-- Exercise prompt --
What is the number of lines in the entries that include the word "React"? Respond with the number only.

-- Supplied material --
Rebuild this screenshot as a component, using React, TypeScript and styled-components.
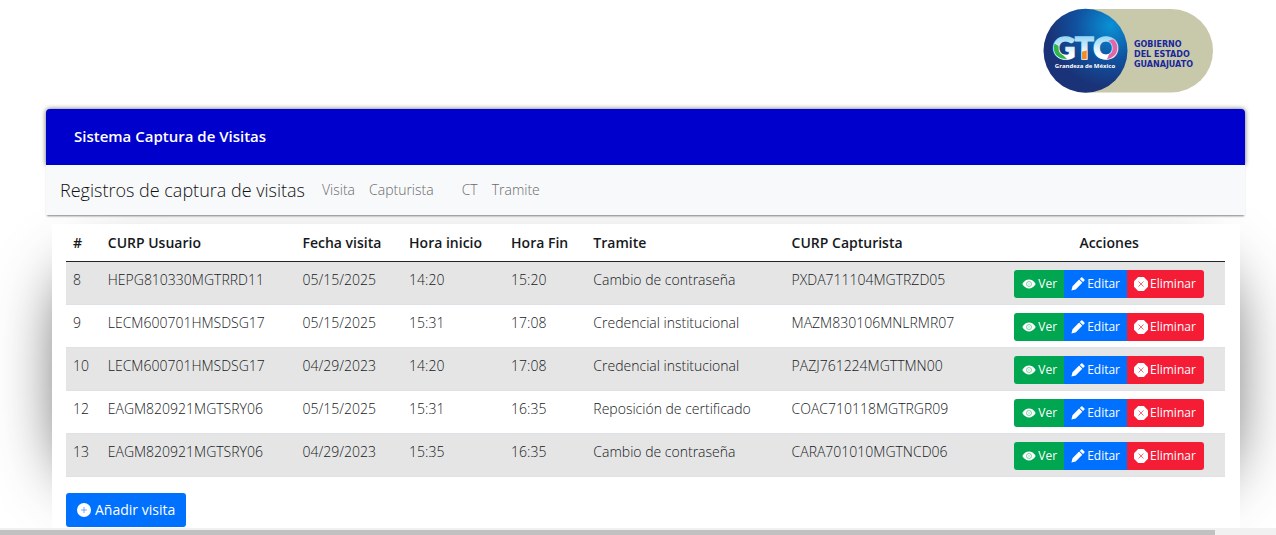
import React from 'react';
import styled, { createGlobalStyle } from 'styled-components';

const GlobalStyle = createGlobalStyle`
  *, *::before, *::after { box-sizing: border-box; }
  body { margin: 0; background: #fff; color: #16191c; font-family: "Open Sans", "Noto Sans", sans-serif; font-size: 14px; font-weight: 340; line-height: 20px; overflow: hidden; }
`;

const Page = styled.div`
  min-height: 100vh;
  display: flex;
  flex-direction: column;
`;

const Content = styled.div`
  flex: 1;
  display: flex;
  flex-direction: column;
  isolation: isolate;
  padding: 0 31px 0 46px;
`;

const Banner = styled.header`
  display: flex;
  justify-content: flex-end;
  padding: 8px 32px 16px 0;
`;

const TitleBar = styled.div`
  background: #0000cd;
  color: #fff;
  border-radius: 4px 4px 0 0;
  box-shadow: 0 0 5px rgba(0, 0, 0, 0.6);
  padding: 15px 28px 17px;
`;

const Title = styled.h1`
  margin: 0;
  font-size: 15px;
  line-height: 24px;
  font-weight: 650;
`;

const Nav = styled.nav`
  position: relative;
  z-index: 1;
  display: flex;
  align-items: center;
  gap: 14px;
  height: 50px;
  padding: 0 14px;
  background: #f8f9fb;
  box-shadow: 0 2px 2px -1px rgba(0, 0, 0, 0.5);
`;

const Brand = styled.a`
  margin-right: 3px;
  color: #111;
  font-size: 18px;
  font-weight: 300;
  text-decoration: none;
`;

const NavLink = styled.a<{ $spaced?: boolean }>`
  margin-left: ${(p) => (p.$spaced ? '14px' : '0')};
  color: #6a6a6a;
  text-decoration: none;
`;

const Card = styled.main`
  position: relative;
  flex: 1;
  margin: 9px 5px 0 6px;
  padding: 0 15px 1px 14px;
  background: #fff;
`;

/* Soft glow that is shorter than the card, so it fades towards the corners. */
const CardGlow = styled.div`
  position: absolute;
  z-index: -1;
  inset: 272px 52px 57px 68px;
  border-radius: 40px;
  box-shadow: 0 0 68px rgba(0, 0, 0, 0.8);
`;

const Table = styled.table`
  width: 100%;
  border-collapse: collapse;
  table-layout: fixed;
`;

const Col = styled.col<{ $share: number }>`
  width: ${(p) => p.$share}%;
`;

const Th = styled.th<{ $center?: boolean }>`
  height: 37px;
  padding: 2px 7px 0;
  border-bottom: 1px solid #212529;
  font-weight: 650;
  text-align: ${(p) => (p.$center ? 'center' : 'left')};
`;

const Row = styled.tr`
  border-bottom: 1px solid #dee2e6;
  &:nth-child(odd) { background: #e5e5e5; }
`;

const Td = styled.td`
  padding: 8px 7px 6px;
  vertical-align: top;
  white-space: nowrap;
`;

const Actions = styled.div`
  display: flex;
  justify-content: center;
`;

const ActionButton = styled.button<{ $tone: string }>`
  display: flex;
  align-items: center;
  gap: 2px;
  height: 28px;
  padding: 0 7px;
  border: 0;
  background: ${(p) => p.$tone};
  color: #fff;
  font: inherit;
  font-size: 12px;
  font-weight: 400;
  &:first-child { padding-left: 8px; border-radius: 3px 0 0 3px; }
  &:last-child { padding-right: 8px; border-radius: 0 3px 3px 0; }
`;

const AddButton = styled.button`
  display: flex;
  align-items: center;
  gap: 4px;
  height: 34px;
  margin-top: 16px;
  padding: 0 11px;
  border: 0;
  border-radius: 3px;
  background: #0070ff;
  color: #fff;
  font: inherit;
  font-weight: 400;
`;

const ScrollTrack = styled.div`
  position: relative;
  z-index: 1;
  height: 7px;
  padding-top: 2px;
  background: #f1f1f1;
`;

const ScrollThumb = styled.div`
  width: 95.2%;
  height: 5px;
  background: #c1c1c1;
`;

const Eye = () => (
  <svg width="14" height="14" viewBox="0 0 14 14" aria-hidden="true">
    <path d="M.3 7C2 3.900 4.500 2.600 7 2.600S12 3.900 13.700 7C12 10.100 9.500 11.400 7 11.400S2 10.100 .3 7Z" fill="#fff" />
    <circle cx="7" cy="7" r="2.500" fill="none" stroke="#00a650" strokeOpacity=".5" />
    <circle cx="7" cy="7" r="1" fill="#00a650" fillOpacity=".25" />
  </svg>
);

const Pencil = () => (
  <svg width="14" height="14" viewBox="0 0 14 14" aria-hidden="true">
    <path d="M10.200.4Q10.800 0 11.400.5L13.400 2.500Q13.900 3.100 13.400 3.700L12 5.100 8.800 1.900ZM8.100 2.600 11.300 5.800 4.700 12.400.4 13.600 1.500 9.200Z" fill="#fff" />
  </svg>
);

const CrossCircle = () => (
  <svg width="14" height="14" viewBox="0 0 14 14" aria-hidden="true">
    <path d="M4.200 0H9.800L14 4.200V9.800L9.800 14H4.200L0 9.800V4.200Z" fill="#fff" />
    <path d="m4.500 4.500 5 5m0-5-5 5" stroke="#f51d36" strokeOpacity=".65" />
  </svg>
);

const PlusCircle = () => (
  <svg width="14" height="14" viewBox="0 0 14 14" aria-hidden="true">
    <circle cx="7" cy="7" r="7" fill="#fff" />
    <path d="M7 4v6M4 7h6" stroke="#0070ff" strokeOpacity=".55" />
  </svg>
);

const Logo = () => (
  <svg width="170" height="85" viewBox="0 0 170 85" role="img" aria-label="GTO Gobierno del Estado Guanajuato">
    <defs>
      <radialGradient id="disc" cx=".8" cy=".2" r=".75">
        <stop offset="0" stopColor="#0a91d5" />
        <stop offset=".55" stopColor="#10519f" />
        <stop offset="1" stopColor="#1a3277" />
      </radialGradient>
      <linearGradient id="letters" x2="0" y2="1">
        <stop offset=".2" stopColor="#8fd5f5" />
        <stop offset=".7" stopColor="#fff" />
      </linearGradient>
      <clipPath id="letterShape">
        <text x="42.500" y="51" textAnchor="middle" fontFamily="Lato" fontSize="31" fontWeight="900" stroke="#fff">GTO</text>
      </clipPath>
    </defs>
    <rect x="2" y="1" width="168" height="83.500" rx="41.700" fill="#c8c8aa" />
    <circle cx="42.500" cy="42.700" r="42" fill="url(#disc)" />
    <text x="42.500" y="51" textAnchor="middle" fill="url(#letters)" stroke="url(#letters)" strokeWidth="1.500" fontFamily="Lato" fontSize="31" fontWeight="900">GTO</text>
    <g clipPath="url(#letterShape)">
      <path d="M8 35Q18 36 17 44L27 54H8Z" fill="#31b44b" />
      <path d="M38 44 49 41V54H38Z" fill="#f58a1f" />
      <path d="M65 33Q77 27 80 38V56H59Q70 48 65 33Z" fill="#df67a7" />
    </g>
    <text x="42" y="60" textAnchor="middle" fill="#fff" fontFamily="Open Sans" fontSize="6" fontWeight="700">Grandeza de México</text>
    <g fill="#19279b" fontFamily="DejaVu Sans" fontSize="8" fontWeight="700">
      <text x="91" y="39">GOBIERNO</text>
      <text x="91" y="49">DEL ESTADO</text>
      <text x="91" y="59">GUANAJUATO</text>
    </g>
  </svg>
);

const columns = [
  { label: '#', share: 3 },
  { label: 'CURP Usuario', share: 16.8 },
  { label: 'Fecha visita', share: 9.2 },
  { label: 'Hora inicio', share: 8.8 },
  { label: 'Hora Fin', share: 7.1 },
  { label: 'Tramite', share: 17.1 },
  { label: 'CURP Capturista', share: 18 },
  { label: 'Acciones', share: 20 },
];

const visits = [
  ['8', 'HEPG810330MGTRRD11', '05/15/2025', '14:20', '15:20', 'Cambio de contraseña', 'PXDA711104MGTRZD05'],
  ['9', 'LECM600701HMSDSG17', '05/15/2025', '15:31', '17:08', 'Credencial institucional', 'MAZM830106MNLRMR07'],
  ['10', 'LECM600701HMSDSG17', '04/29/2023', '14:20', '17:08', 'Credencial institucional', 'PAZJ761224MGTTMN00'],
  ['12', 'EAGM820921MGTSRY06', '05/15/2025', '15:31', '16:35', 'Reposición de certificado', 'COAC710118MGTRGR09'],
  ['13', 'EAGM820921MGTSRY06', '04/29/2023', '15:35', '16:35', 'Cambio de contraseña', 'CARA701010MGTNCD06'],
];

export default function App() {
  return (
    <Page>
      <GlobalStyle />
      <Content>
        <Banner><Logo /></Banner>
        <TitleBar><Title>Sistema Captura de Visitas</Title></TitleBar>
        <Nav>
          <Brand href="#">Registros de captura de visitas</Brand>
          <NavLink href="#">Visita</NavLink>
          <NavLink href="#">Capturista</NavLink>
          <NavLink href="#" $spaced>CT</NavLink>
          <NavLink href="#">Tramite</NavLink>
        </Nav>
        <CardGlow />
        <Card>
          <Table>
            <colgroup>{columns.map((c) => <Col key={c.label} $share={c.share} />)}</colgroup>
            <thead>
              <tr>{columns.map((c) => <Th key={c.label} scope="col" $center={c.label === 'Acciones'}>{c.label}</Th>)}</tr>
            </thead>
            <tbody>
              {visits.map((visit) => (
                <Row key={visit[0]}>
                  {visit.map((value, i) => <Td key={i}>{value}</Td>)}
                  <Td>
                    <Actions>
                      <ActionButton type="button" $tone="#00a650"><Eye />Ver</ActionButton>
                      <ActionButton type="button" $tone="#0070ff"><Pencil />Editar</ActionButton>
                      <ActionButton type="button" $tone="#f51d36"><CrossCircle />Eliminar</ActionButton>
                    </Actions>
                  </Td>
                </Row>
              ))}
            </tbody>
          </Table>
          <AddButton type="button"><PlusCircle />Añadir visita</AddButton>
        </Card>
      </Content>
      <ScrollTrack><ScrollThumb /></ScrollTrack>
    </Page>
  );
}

==

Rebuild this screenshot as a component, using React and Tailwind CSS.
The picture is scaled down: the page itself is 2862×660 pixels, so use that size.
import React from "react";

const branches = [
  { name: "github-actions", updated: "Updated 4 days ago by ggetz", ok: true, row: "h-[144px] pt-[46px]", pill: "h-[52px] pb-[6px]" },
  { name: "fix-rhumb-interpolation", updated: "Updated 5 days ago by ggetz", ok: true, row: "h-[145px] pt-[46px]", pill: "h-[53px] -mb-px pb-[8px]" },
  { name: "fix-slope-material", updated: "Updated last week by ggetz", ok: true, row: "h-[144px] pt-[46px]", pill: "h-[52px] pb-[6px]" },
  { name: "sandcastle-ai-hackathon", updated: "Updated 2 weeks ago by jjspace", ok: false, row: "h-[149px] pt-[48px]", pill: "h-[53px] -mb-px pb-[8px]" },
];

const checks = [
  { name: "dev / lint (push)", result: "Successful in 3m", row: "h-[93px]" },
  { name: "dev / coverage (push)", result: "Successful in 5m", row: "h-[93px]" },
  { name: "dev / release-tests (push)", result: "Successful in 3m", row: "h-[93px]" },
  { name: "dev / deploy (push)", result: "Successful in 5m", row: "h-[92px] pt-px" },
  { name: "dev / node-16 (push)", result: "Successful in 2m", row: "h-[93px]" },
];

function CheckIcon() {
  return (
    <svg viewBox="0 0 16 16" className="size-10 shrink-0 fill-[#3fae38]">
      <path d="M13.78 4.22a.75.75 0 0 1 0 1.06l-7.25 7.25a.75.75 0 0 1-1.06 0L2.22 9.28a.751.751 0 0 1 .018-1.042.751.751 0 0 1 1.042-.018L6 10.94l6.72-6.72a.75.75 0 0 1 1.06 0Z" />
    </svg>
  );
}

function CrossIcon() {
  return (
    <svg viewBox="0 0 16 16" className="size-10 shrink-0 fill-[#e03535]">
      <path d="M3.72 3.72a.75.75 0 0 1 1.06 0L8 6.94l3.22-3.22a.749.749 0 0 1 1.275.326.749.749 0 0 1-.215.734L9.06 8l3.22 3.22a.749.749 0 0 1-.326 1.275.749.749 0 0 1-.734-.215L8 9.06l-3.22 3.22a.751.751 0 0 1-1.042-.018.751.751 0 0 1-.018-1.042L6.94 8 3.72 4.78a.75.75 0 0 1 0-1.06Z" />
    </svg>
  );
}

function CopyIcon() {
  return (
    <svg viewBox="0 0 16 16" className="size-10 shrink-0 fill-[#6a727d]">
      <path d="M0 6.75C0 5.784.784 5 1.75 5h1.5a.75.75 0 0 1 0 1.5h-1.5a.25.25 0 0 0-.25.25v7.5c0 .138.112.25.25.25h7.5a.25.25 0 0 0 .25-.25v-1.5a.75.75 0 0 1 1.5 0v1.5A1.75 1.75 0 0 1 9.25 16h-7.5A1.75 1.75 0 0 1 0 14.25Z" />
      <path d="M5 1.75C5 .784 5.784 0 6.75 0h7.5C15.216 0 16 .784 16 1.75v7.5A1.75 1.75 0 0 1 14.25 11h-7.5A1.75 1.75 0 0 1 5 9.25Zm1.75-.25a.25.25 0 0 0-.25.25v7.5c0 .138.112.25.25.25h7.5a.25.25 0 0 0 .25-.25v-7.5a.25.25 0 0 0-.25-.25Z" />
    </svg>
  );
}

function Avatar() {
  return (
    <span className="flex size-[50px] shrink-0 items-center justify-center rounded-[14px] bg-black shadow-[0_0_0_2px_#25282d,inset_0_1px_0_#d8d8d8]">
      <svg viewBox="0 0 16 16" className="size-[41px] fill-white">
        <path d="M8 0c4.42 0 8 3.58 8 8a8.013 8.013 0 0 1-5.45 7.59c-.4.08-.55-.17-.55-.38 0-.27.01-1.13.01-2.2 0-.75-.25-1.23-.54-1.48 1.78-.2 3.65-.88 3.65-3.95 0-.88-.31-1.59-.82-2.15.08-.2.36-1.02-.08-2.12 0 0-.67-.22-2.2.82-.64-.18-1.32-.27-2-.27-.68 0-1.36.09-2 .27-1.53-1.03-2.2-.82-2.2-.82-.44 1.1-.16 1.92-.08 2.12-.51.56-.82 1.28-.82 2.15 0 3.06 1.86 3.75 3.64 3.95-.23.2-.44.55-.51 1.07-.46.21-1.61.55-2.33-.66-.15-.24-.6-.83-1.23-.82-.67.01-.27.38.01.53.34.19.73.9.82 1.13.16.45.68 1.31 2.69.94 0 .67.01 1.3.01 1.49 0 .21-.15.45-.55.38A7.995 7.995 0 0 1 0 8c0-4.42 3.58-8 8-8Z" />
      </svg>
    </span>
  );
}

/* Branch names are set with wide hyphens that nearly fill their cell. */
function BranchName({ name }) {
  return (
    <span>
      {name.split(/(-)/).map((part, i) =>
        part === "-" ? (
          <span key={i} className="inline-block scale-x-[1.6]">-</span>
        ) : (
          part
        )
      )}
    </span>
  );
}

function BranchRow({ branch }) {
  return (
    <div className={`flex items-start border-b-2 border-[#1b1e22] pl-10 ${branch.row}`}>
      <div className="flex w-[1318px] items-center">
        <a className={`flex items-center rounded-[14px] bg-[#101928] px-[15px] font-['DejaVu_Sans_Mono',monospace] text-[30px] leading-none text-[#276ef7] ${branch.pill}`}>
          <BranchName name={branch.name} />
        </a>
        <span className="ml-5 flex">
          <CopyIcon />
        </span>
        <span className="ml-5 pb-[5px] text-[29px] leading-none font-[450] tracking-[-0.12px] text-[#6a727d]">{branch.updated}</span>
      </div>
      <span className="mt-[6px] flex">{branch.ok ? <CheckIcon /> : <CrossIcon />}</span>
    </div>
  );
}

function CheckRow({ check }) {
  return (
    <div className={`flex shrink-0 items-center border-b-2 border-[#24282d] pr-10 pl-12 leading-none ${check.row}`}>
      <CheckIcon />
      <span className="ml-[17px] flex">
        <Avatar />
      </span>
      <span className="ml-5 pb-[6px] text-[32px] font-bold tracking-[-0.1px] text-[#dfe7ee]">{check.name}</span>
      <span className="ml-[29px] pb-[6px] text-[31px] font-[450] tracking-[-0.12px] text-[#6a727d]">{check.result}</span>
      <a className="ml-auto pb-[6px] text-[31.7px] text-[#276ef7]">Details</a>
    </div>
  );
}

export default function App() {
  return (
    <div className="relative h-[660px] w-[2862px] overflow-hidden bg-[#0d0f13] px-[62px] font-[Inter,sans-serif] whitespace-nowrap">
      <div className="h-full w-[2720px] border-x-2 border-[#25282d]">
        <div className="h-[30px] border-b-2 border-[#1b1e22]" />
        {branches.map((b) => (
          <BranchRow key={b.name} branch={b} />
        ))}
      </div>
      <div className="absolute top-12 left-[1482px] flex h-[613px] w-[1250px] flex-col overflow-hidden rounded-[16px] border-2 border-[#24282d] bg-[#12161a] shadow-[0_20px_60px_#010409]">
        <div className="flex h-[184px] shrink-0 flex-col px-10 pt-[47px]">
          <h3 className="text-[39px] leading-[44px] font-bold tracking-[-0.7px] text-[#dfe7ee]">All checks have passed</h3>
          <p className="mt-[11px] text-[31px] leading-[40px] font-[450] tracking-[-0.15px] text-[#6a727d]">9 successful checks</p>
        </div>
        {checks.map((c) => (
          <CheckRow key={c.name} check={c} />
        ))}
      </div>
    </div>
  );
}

-- Solution --
4